Length : Since foot of perpendicular \(P\) is known, length of perpendicular,
\(\scriptsize{A P=\sqrt{\left[\left(\ell r+x_{1}-\alpha\right)^{2}+\left(m r+y_{1}-\beta\right)^{2}+\left(n r+z_{1}-\gamma\right)^{2}\right]}}\)
Equation of perpendicular is given by
\(\dfrac{ x -\alpha}{\ell r + x _{1}-\alpha}=\dfrac{ y -\beta}{ mr + y _{1}-\beta}=\dfrac{ z -\gamma}{ nr + z _{1}-\gamma}\)

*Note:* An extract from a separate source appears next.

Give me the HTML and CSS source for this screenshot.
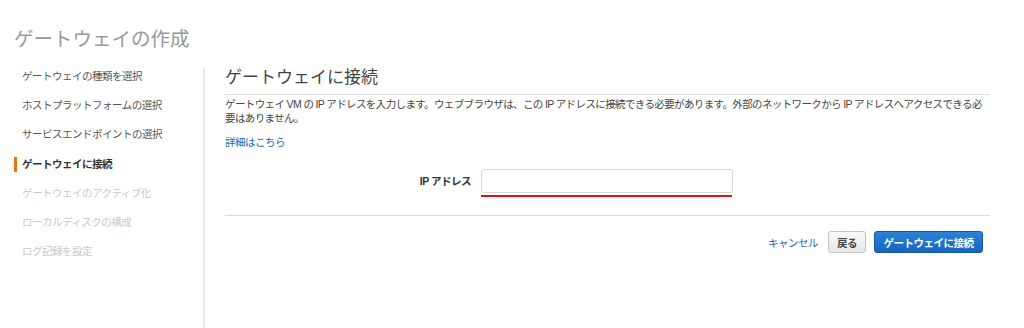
FILE: index.html
```html
<!DOCTYPE html>
<html>
<head>
    <meta charset="UTF-8">
    <title>ゲートウェイの作成</title>
    <link rel="stylesheet" href="styles.css">
</head>
<body>
    <h1 class="page-title">ゲートウェイの作成</h1>

    <div class="wizard">
        <ul class="steps">
            <li class="step">ゲートウェイの種類を選択</li>
            <li class="step">ホストプラットフォームの選択</li>
            <li class="step">サービスエンドポイントの選択</li>
            <li class="step active">ゲートウェイに接続</li>
            <li class="step disabled">ゲートウェイのアクティブ化</li>
            <li class="step disabled">ローカルディスクの構成</li>
            <li class="step disabled">ログ記録を設定</li>
        </ul>

        <div class="panel">
            <h2 class="panel-title">ゲートウェイに接続</h2>
            <p class="desc">ゲートウェイ VM の IP アドレスを入力します。ウェブブラウザは、この IP アドレスに接続できる必要があります。外部のネットワークから IP アドレスへアクセスできる必要はありません。</p>
            <a class="more" href="#">詳細はこちら</a>

            <div class="field">
                <label class="field-label" for="ip">IP アドレス</label>
                <div class="field-input">
                    <input id="ip" type="text">
                    <div class="mark"></div>
                </div>
            </div>

            <div class="actions">
                <a class="cancel" href="#">キャンセル</a>
                <button class="btn">戻る</button>
                <button class="btn primary">ゲートウェイに接続</button>
            </div>
        </div>
    </div>
</body>
</html>
```

FILE: styles.css
```css
:root {
    --txt: #444;
    --muted: #999;
    --off: #c8c8c8;
    --line: #dcdcdc;
    --link: #2467b3;
    --orng: #ec7211;
}

body {
    margin: 0;
    font-family: "Liberation Sans", "Noto Sans CJK JP", sans-serif;
    font-size: 10.5px;
    letter-spacing: -0.5px;
    color: var(--txt);
    background: #fff;
}

.page-title {
    margin: 0 0 10px;
    padding: 26px 0 0 14px;
    font-size: 19.5px;
    line-height: 26px;
    letter-spacing: 0;
    font-weight: normal;
    color: var(--muted);
}

.wizard {
    display: flex;
    align-items: flex-start;
}

.steps {
    list-style: none;
    margin: 0;
    padding: 0;
    width: 203px;
}

.step {
    position: relative;
    height: 29.2px;
    line-height: 29px;
    padding-left: 22px;
    color: #555;
}

.step.active {
    font-weight: bold;
    color: #333;
}

.step.active::before {
    content: "";
    position: absolute;
    left: 14px;
    top: 7px;
    width: 3px;
    height: 15px;
    background: var(--orng);
}

.step.disabled {
    color: var(--off);
}

.panel {
    margin-top: 6px;
    height: 260px;
    border-left: 2px solid #e8e8e8;
    padding-left: 20px;
    width: 765px;
}

.panel-title {
    margin: 0;
    padding-bottom: 6px;
    font-size: 17px;
    line-height: 20px;
    letter-spacing: 0;
    font-weight: normal;
    color: #444;
    border-bottom: 1px solid var(--line);
}

.desc {
    margin: 2px 0 0;
    line-height: 14px;
    letter-spacing: -0.62px;
}

.more {
    display: block;
    margin-top: 10px;
    line-height: 14px;
    color: var(--link);
    text-decoration: none;
}

.field {
    display: flex;
    align-items: flex-start;
    gap: 10px;
    margin-top: 20px;
    padding-bottom: 18px;
    border-bottom: 1px solid var(--line);
}

.field-label {
    width: 246px;
    text-align: right;
    font-weight: bold;
    color: #333;
    line-height: 24px;
}

.field-input input {
    display: block;
    box-sizing: border-box;
    width: 252px;
    height: 24px;
    border: 1px solid #d6d6d6;
    border-radius: 3px;
    margin: 0;
}

.mark {
    margin-top: 2px;
    width: 251px;
    height: 2px;
    background: #e8100c;
}

.actions {
    display: flex;
    justify-content: flex-end;
    align-items: center;
    gap: 8px;
    margin-top: 15px;
    padding-right: 7px;
}

.cancel {
    margin-right: 2px;
    color: var(--link);
    text-decoration: none;
}

.btn {
    height: 22px;
    padding: 0 8px;
    font-family: inherit;
    font-size: 10.5px;
    letter-spacing: -0.5px;
    font-weight: bold;
    white-space: nowrap;
    color: #444;
    background: linear-gradient(#fafafa, #e6e6e6);
    border: 1px solid #c4c4c4;
    border-radius: 3px;
}

.btn.primary {
    width: 109px;
    color: #fff;
    background: linear-gradient(#2a82d8, #1566c0);
    border-color: #15589e;
}
```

13. EQUATIONS OF A PLANE :
The equation of every plane is of the first degree i.e. of the form \(a x+b y+c z+d=0\), in which \(a, b, c\) are constants, where \(a^{2}+b^{2}+c^{2} z\) 0 (i.e. \(a , b , c \neq 0\) simultaneously).
(a) Vector form of equation of plane:
If \(\vec{a}\) be the position vector of a point on the plane and \(\vec{n}\) be a vector normal to the plane then it's vectorial equation is given by \((\overrightarrow{ r }-\overrightarrow{ a }) \cdot \overrightarrow{ n }=0 \Rightarrow \overrightarrow{ r } \cdot \overrightarrow{ n }= d\) where \(d =\overrightarrow{ a } \cdot \overrightarrow{ n }= constant\)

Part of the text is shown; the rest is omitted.